● **Written task**:
Note each line of the listing that contains the string "this", and copy it.

● **Data lines**:

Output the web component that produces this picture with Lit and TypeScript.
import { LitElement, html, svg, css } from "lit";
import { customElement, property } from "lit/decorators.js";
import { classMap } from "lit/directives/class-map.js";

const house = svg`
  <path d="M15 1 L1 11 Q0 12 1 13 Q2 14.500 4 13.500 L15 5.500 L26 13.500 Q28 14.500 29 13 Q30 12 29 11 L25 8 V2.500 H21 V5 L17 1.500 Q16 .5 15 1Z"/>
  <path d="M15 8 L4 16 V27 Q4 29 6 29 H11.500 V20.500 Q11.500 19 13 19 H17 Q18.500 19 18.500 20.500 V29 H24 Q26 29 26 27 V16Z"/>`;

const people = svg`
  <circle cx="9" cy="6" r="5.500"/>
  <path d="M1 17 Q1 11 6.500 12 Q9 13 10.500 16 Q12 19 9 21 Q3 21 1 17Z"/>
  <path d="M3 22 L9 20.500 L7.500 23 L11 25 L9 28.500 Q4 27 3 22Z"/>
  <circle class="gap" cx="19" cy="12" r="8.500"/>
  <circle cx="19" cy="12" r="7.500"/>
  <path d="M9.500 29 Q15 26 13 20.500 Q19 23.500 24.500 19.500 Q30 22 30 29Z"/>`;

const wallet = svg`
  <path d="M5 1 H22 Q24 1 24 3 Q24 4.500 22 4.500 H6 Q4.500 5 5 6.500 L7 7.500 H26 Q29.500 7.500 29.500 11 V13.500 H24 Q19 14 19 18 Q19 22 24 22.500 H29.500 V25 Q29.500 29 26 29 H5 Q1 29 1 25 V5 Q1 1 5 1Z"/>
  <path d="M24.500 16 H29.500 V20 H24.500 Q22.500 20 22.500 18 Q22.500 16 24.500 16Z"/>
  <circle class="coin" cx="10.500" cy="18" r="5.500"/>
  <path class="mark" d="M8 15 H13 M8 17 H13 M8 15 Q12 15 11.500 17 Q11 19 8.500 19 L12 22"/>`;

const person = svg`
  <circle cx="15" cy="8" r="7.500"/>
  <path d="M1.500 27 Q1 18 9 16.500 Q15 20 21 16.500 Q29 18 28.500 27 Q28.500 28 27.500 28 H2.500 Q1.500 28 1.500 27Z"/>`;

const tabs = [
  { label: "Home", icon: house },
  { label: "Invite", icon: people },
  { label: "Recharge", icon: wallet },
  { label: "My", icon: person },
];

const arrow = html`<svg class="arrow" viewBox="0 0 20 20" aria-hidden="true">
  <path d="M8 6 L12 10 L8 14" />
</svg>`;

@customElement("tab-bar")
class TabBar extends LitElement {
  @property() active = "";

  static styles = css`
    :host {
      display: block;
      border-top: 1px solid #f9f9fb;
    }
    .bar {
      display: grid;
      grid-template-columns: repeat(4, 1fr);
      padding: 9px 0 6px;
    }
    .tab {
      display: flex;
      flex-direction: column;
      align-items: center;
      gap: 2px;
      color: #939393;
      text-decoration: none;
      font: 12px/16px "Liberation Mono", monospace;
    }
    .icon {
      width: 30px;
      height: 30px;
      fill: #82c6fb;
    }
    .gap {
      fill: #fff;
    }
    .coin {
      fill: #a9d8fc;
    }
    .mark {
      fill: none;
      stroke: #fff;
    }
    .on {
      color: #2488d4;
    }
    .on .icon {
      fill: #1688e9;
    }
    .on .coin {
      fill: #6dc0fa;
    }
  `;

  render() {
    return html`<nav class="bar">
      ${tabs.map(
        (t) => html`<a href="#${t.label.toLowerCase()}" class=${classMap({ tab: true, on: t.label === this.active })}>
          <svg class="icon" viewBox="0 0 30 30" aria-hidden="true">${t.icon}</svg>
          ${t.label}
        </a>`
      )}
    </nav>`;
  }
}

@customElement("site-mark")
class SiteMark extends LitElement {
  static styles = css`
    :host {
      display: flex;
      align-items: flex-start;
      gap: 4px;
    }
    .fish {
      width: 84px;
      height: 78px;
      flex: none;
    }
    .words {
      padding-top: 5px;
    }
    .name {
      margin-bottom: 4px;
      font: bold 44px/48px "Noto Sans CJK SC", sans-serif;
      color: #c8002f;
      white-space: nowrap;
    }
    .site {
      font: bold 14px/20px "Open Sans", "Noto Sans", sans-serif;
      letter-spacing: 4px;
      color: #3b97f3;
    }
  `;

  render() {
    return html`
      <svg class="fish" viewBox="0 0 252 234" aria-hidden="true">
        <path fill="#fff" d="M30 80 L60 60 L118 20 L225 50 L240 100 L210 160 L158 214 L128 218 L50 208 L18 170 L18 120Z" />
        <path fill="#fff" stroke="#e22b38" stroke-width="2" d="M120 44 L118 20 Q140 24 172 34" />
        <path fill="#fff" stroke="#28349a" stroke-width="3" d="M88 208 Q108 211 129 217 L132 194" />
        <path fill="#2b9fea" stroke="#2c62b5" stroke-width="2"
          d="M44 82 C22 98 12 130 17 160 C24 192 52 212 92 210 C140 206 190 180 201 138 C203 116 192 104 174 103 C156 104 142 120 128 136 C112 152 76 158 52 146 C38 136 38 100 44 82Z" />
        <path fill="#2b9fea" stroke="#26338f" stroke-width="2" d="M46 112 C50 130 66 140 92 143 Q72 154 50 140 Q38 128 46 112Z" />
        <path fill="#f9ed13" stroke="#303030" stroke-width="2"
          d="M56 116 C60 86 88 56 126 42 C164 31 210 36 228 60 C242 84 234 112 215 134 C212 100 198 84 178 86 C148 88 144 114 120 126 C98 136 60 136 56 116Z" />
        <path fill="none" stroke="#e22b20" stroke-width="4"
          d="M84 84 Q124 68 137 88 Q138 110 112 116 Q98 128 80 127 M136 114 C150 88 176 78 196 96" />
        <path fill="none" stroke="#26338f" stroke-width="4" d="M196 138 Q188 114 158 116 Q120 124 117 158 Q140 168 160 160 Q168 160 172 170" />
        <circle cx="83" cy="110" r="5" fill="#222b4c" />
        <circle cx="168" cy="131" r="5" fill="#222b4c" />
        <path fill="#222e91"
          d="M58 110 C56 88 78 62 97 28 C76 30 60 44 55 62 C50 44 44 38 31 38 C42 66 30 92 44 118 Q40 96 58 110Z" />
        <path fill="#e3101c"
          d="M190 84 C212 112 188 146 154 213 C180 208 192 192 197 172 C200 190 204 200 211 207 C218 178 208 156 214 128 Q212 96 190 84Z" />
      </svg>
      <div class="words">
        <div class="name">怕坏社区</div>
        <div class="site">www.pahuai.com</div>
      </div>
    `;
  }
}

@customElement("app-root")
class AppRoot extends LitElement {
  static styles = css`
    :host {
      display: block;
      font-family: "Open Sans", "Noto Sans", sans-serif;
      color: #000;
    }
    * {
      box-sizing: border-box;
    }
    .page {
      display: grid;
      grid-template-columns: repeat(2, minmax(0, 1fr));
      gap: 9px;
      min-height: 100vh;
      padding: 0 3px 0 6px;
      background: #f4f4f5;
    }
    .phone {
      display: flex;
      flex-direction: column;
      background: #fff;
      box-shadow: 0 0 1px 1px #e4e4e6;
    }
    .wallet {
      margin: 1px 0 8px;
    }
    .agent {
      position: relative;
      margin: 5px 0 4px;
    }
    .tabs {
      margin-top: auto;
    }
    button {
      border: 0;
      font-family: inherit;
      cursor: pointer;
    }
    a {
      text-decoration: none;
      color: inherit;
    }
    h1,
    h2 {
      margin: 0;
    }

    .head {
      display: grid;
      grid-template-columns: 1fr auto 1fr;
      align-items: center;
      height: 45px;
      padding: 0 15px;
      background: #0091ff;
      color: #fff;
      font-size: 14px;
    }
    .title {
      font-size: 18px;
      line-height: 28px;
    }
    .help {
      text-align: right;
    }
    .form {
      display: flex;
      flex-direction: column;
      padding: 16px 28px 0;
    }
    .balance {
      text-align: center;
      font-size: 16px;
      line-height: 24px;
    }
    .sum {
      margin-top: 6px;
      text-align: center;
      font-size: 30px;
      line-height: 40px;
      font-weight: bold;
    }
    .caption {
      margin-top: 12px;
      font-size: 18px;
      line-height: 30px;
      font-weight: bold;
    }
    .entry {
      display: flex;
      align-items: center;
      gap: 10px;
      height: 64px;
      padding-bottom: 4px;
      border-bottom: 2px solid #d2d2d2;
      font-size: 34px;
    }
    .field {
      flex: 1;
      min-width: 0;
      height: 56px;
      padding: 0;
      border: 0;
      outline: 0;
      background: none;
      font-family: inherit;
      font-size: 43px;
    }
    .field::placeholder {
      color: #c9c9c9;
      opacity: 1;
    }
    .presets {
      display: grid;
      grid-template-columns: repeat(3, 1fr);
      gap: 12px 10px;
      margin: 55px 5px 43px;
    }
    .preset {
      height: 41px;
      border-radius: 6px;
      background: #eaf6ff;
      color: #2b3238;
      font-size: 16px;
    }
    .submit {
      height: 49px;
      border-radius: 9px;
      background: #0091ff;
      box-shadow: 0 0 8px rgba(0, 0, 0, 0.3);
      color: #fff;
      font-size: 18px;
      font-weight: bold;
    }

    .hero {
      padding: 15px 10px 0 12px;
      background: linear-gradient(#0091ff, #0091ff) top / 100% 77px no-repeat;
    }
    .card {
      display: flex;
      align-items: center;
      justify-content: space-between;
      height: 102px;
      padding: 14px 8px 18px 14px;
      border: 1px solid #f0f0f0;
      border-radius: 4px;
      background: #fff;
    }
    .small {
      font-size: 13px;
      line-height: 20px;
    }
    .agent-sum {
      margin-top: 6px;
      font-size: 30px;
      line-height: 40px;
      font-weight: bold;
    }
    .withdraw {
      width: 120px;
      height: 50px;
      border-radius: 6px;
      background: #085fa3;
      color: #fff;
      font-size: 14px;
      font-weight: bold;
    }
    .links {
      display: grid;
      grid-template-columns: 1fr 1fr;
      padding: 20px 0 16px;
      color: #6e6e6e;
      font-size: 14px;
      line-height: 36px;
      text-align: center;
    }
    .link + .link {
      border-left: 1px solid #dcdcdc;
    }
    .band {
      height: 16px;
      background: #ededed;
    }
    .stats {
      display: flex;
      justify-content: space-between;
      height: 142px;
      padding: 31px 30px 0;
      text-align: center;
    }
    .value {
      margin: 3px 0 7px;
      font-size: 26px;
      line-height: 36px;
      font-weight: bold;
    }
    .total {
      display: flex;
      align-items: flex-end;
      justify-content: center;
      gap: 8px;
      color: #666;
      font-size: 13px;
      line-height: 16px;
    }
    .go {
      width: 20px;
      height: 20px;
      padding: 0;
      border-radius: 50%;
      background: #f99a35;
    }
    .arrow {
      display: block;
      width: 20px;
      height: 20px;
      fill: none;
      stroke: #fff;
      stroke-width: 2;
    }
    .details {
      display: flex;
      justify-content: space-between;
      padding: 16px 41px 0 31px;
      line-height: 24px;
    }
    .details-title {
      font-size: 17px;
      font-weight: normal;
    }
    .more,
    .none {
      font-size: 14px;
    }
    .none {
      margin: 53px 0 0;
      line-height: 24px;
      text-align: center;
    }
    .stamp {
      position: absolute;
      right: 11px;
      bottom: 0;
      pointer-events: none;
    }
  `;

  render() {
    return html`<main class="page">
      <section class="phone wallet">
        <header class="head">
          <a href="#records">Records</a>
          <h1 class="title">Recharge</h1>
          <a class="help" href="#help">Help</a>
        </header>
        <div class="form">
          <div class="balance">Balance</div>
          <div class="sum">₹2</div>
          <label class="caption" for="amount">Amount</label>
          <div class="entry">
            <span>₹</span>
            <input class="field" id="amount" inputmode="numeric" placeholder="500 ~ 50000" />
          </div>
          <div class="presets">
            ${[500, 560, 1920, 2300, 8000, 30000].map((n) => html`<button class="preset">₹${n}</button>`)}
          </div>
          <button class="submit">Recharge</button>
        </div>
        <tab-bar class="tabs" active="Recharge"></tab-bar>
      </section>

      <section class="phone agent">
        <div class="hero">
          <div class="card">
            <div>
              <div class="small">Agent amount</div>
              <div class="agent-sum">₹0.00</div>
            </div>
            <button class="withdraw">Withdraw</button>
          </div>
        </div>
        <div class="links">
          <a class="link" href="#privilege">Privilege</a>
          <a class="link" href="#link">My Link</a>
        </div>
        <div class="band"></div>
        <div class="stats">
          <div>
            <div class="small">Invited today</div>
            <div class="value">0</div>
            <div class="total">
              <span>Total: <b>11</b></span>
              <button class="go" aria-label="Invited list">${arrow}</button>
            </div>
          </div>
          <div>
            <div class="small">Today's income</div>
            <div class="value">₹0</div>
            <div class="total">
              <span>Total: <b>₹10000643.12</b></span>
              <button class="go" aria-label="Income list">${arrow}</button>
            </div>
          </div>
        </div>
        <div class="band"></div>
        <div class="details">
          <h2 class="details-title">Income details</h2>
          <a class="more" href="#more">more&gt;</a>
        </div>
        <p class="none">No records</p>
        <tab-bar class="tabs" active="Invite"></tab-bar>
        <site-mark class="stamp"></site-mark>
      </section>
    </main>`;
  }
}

● **Solution**:
Output the web component that produces this picture with Lit and TypeScript.
        (t) => html`<a href="#${t.label.toLowerCase()}" class=${classMap({ tab: true, on: t.label === this.active })}>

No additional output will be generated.